Although the recipe calls for making mashed potatoes for the filling, I had some leftover potatoes from Julia Childs’s Pommes de Terre Dauphinoise (scalloped potatoes) which I ran through my potato ricer.
I mixed the spuds with curry powder and peas, rolled out the dough, formed the paratha 

and baked it.

It turned out beautifully, if I do say so myself.

I also made a loaf, but given the type of dough it was pretty heavy, as mentioned above, and not my favorite use for this dough.   So, I made another focaccia, this one without any topping but salt and pepper.

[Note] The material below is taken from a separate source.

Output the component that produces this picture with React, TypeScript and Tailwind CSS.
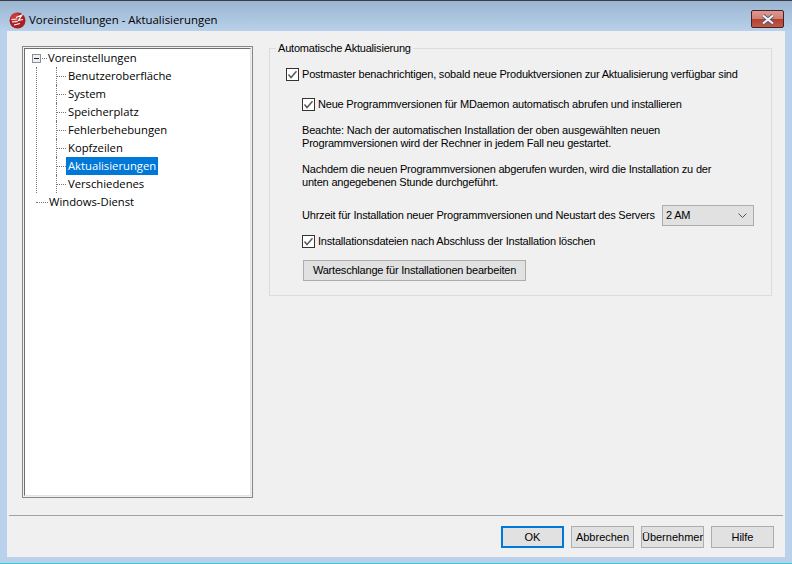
const treeItems = [
  "Benutzeroberfläche",
  "System",
  "Speicherplatz",
  "Fehlerbehebungen",
  "Kopfzeilen",
  "Aktualisierungen",
  "Verschiedenes",
];

const Checkbox = ({ className = "" }: { className?: string }) => (
  <svg width="13" height="13" viewBox="0 0 13 13" className={`shrink-0 ${className}`}>
    <rect x="0.5" y="0.5" width="12" height="12" fill="#fff" stroke="#333" />
    <path d="M2.5 6.5 L5 9.5 L10.5 3.2" fill="none" stroke="#5a5a5a" strokeWidth="1.5" />
  </svg>
);

const AppLogo = () => (
  <svg width="17" height="17" viewBox="0 0 17 17" className="shrink-0">
    <circle cx="8.5" cy="8.5" r="8" fill="#a81f24" />
    <circle cx="6.5" cy="6" r="5" fill="#d8504d" opacity="0.6" />
    <path d="M2.5 7.5 L8 7 M3 10 L8.5 9.5 M5 13 L11 11.5 M7 5.5 L13 3 L9.5 8.5 L14 7.5" stroke="#fff" strokeWidth="1.1" fill="none" />
  </svg>
);

const FooterButton = ({ label, active = false }: { label: string; active?: boolean }) => (
  <button
    className={`w-[63px] h-[22px] bg-[#e1e1e1] text-[11px] leading-none text-black flex items-center justify-center whitespace-nowrap ${active ? "border-2 border-[#0078d7]" : "border border-[#adadad]"}`}
  >
    {label}
  </button>
);

export default function App() {
  return (
    <div className="w-[792px] h-[564px] bg-[#b9d1ea] flex flex-col overflow-hidden border-b border-[#2ecbe0] font-['Liberation_Sans',sans-serif]">
      <div className="h-[31px] shrink-0 flex bg-gradient-to-b from-[#9bb5d1] to-[#b9d1ea] border-t border-[#3b3f44]">
        <div className="flex items-center gap-[3px] pl-[9px] h-[38px] -mb-[8px] text-[11.4px] text-black font-['Open_Sans',sans-serif]">
          <AppLogo />
          <span>Voreinstellungen - Aktualisierungen</span>
        </div>
        <div className="ml-auto mr-[8px] mt-[9px] w-[33px] h-[18px] rounded-[2px] border border-[#4a1f2c] bg-[linear-gradient(#dd9a90_0%,#cf7f74_50%,#b5402f_52%,#bf5a48_100%)] flex items-center justify-center">
          <svg width="14" height="11" viewBox="0 0 14 11">
            <path d="M2 1.5 L12 9.5 M12 1.5 L2 9.5" stroke="#4d5470" strokeWidth="3.6" />
            <path d="M2 1.5 L12 9.5 M12 1.5 L2 9.5" stroke="#f2f4f8" strokeWidth="2.2" />
          </svg>
        </div>
      </div>

      <div className="h-[526px] mx-[7px] bg-[#f0f0f0] flex flex-col">
        <div className="h-[484px] flex pt-[15px] pl-[15px] pr-[12px]">
          <div className="w-[231px] h-[452px] border border-[#85858a] p-px">
            <div className="w-full h-full bg-white border border-[#6e6e6e] border-r-[#e3e3e3] border-b-[#e3e3e3] text-[11.25px] text-black font-['Open_Sans',sans-serif]">
              <div className="h-[18px] flex items-center relative">
                <span className="absolute left-[7px] top-[5px] w-[9px] h-[9px] border border-[#8a8f99] bg-[#eef0f4] flex items-center justify-center">
                  <span className="w-[5px] h-px bg-[#222]"></span>
                </span>
                <span className="ml-[17px] w-[5px] border-t border-dotted border-[#777]"></span>
                <span className="ml-[1px]">Voreinstellungen</span>
              </div>
              <div className="ml-[11px] border-l border-dotted border-[#777]">
                <div className="-mb-[9px]">
                  {treeItems.map((item) => (
                    <div key={item} className="h-[18px] flex items-center pl-[19px] relative">
                      <span className="absolute left-[19px] top-0 h-[18px] border-l border-dotted border-[#777]"></span>
                      <span className="w-[10px] border-t border-dotted border-[#777]"></span>
                      <span className={`px-[2px] h-[18px] flex items-center ${item === "Aktualisierungen" ? "bg-[#0078d7] text-white" : ""}`}>
                        {item}
                      </span>
                    </div>
                  ))}
                </div>
                <div className="h-[9px]"></div>
              </div>
              <div className="h-[18px] flex items-center ml-[11px]">
                <span className="w-[12px] border-t border-dotted border-[#777]"></span>
                <span className="ml-[1px]">Windows-Dienst</span>
              </div>
            </div>
          </div>

          <div className="ml-[16px] mt-[2px] w-[503px] h-[248px] border border-[#dcdcdc] relative pl-[16px] pt-[18px] text-[11px] tracking-[-0.2px] leading-[13px] text-black">
            <span className="absolute left-[6px] -top-[7px] bg-[#f0f0f0] px-[2px]">Automatische Aktualisierung</span>
            <div className="flex items-center gap-[3px] h-[15px]">
              <Checkbox />
              <span className="whitespace-nowrap">Postmaster benachrichtigen, sobald neue Produktversionen zur Aktualisierung verfügbar sind</span>
            </div>
            <div className="flex items-center gap-[3px] h-[15px] mt-[15px] ml-[16px]">
              <Checkbox />
              <span className="whitespace-nowrap">Neue Programmversionen für MDaemon automatisch abrufen und installieren</span>
            </div>
            <p className="ml-[16px] mt-[12px]">
              Beachte: Nach der automatischen Installation der oben ausgewählten neuen<br />
              Programmversionen wird der Rechner in jedem Fall neu gestartet.
            </p>
            <p className="ml-[16px] mt-[13px]">
              Nachdem die neuen Programmversionen abgerufen wurden, wird die Installation zu der<br />
              unten angegebenen Stunde durchgeführt.
            </p>
            <div className="flex items-center ml-[16px] mt-[16px] h-[21px]">
              <span className="w-[360px] whitespace-nowrap">Uhrzeit für Installation neuer Programmversionen und Neustart des Servers</span>
              <div className="w-[92px] h-[21px] bg-[#e1e1e1] border border-[#adadad] flex items-center pl-[3px] pr-[6px]">
                <span>2 AM</span>
                <svg width="9" height="5" viewBox="0 0 9 5" className="ml-auto">
                  <path d="M0.5 0.5 L4.5 4.5 L8.5 0.5" fill="none" stroke="#555" />
                </svg>
              </div>
            </div>
            <div className="flex items-center gap-[3px] h-[15px] mt-[8px] ml-[16px]">
              <Checkbox />
              <span className="whitespace-nowrap">Installationsdateien nach Abschluss der Installation löschen</span>
            </div>
            <button className="ml-[17px] mt-[11px] w-[223px] h-[21px] bg-[#e1e1e1] border border-[#adadad] flex items-center justify-center whitespace-nowrap">
              Warteschlange für Installationen bearbeiten
            </button>
          </div>
        </div>

        <div className="mx-[2px] h-px bg-[#a0a0a0]"></div>

        <div className="flex justify-end gap-[7px] pt-[10px] pr-[11px]">
          <FooterButton label="OK" active />
          <FooterButton label="Abbrechen" />
          <FooterButton label="Übernehmer" />
          <FooterButton label="Hilfe" />
        </div>
      </div>
    </div>
  );
}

Then, I split it horizontally, and made a panino (note the singular form, Ellen).  I put the cut sides up and down, with the top and bottom  crust to the middle, since the cut sides would brown better.  This was one of the 8 Tips for Making Great Panini from Kathy at Panini Happy.  In her recipe for a Bacon Tuna Melt Panini Kathy gives a shout out to AB in 5!

I filled mine with a tuna salad with home-made sun-dried tomatoes, roasted red and yellow peppers, and fresh mozzarella, and cooked it in my panini press.

Since I had some extra dough, I made some pesto knots, rolling out the dough, spreading pesto (frozen from last Summer’s garden) on it, folding it in half, rolling it again, cutting it into strips and tying them into knots (or twists).  They were quite tasty.  

I still had enough dough for something else, so I made a Chicago-style deep dish pizza, using a cast iron skillet.

I rolled the dough out larger than the skillet, which I oiled well,

and put the crust in, running it  up the sides.

Then, borrowing a trick from Broa in a Cast Iron Skillet, I put the skillet over high heat on the stove while I filled it, to give the crust a head start.  

Then I baked it in the oven at 450 degrees, and 30 minutes later, Voila!


I used the scraps from the crust to make some very good breadsticks, which served admirably to hold us over for the 30 minutes the pizza was baking.

All in all, I think this dough worked best for flatbreads.  But I also  I think that many of the other doughs work as well for flatbreads, and are more versatile.